The new study also confirms that Yemen holds most of the known C. arabica genetic diversity outside of Ethiopia.

Why would the novel genetic diversity found in the 2021 study have been missed by prior studies?

There are a number of reasons this could happen—researchers are nearly always looking at "samples," subsets of a whole population. The fact that the new Yemen diversity hasn't been seen in prior studies could indicate that the group has a very narrow and isolated geolocalization, or possibly it is broadly dispersed in the country, but is very infrequent and therefore escaped collection by prior researchers.

As the 2021 paper points out, it is possible that some of this material does overlap with material that exists today in Ethiopia. The most well-studied Ethiopian germplasm is that which was collected by the ORSTOM and FAO missions in the 60s/70s. Those collecting missions didn't collect extensively east of the Rift Valley or around Harrar (see discussion in the section called "Origin and history of the C. arabica coffee varieties cultivated worldwide"). It's possible that there is indeed overlapping material that just hasn't been "seen" by researchers because it's never been collected from the forest or genotyped. This lack of clarity is very common to origin/domestication work in all crops — it's not possible to collect and genetically test every single tree in a given area, so we are left with an incomplete picture. All scientific studies are imperfect snapshots of reality, but the scientific method inches us incrementally closer to reality.

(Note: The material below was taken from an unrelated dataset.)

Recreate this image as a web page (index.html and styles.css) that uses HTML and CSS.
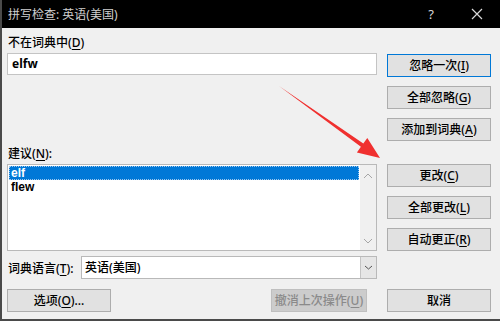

Is it possible that there is variation found among Yemeni coffees that is not found in Ethiopian accessions?

Yes. The 2020 study found that Yemeni accessions were different from the Ethiopian ones (see figure 1). Why could this be? In Yemen, coffee has been cultivated for more than 500 years in very different conditions compared to the moist, densely shaded Ethiopian forests where it first evolved. Yemen is hot and dry and cultivation systems are full-sun. It is likely that very few of the original seeds brought from Ethiopia survived in the early days of Yemeni coffee cultivation. But the trees that did survive would have experienced intense selection pressure for full-sun growing systems and hot/dry conditions. Some of this advantage in the surviving Yemeni trees compared to their Ethiopian parents could have been due to random mutations that were noticed and selected by attentive farmers. The descendents of these trees are the ones that spread worldwide.

I Stock 000015905157 Large original

Arabica coffee evolved in the dense, moist, highland forests of Ethiopia (left), but was primarily domesticated in open-sun cultivation systems in the much hotter, drier highlands of Yemen. Photos: Jeff Kohler, iStock.

This raises interesting questions for future study—can Yemeni trees help us learn more about heat and drought tolerance in coffee plants (traits that are in high demand with the accelerating impacts of climate change)? And can Ethiopian germplasm that did not experience intense selection pressure for full-sun cultivation provide opportunities to breed varieties that will thrive in shaded/agroforestry cultivation—another necessary path in the face of climate change.

So … should I be excited about Yemeni coffee?

Absolutely. If Yemen's genetic diversity is able to create value for Yemeni farmers—who are among the world's poorest and most oppressed, and who face the possible total collapse of coffee production under the weight of war and economic stagnation—it is incredibly meaningful, regardless of the scientific specifics.

Faris Shebani, founder and CEO of Qima Coffee, and co-author of the 2021 study that identified unique genetic diversity in Yemeni coffee, puts it well: "Yemeni farmers have grown, protected and nurtured over generations these trees – what better resource is there than that? Shining the light of science on that, to deliver value to the farmer, is a beautiful opportunity."

This story was updated in December 2021, based on new research published in Genetic Resources and Crop Evaluation.